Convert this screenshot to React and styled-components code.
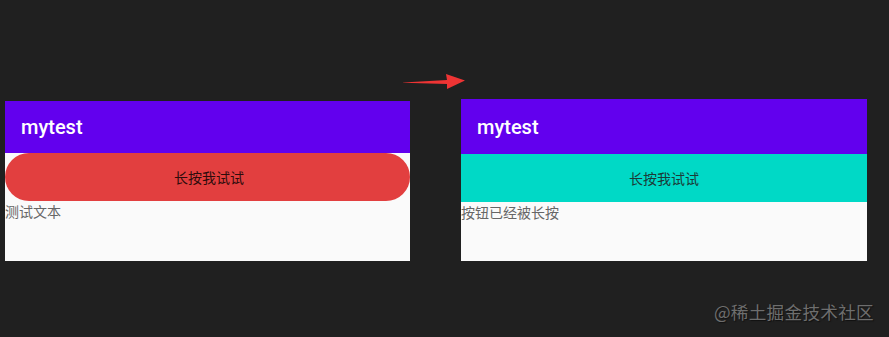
import React from "react";
import styled, { createGlobalStyle } from "styled-components";

const Global = createGlobalStyle`
  html, body { margin: 0; padding: 0; background: #202020; }
  body { width: 889px; height: 337px; overflow: hidden; font-family: Roboto, "Noto Sans CJK SC", sans-serif; }
`;

const Stage = styled.div`
  position: relative;
  width: 889px;
  height: 337px;
  background: #202020;
  display: flex;
  align-items: flex-start;
  gap: 51px;
  padding: 99px 0 0 5px;
  box-sizing: border-box;
`;

const Phone = styled.div`
  width: ${p => p.$w}px;
  margin-top: ${p => p.$offset || 0}px;
  background: #fafafa;
  display: flex;
  flex-direction: column;
`;

const AppBar = styled.div`
  height: ${p => p.$h}px;
  background: #6200ee;
  display: flex;
  align-items: center;
  padding-left: 16px;
  color: #ffffff;
  font-family: Roboto, sans-serif;
  font-weight: 500;
  font-size: 20px;
  box-sizing: border-box;
`;

const PressButton = styled.div`
  height: 48px;
  background: ${p => (p.$pressed ? "#00d9c6" : "#e23f3f")};
  border-radius: ${p => (p.$pressed ? "0" : "24px")};
  display: flex;
  align-items: center;
  justify-content: center;
  padding-left: ${p => (p.$pressed ? "0" : "3px")};
  font-family: "Noto Sans CJK SC", sans-serif;
  font-size: 14px;
  color: ${p => (p.$pressed ? "#1c3a37" : "#2e0c0c")};
`;

const Body = styled.div`
  height: ${p => p.$h}px;
  font-family: "Noto Sans CJK SC", sans-serif;
  font-size: 14px;
  line-height: 20px;
  color: #666666;
`;

const Arrow = styled.svg`
  position: absolute;
  left: 400px;
  top: 72px;
`;

const Watermark = styled.div`
  position: absolute;
  right: 15px;
  top: 299px;
  font-family: "Noto Sans CJK SC", sans-serif;
  font-size: 17.6px;
  color: #6e6e6e;
  text-shadow: 1px 1px 1px rgba(0,0,0,0.5);
  letter-spacing: 0.3px;
`;

export default function App() {
  return (
    <>
      <Global />
      <Stage>
        <Phone $w={405} $offset={2}>
          <AppBar $h={52}>mytest</AppBar>
          <PressButton>长按我试试</PressButton>
          <Body $h={60}>测试文本</Body>
        </Phone>
        <Phone $w={406}>
          <AppBar $h={55}>mytest</AppBar>
          <PressButton $pressed>长按我试试</PressButton>
          <Body $h={59}>按钮已经被长按</Body>
        </Phone>
        <Arrow width="70" height="22" viewBox="0 0 70 22">
          <path d="M3 10.5 L47 8 L46 2 L65 8.5 L47 17 L47 12 L3 10.8 Z" fill="#ee3434" />
        </Arrow>
        <Watermark>@稀土掘金技术社区</Watermark>
      </Stage>
    </>
  );
}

Task goal.
Answer with one number: how many lines in the listing hold "components".

Written response.
2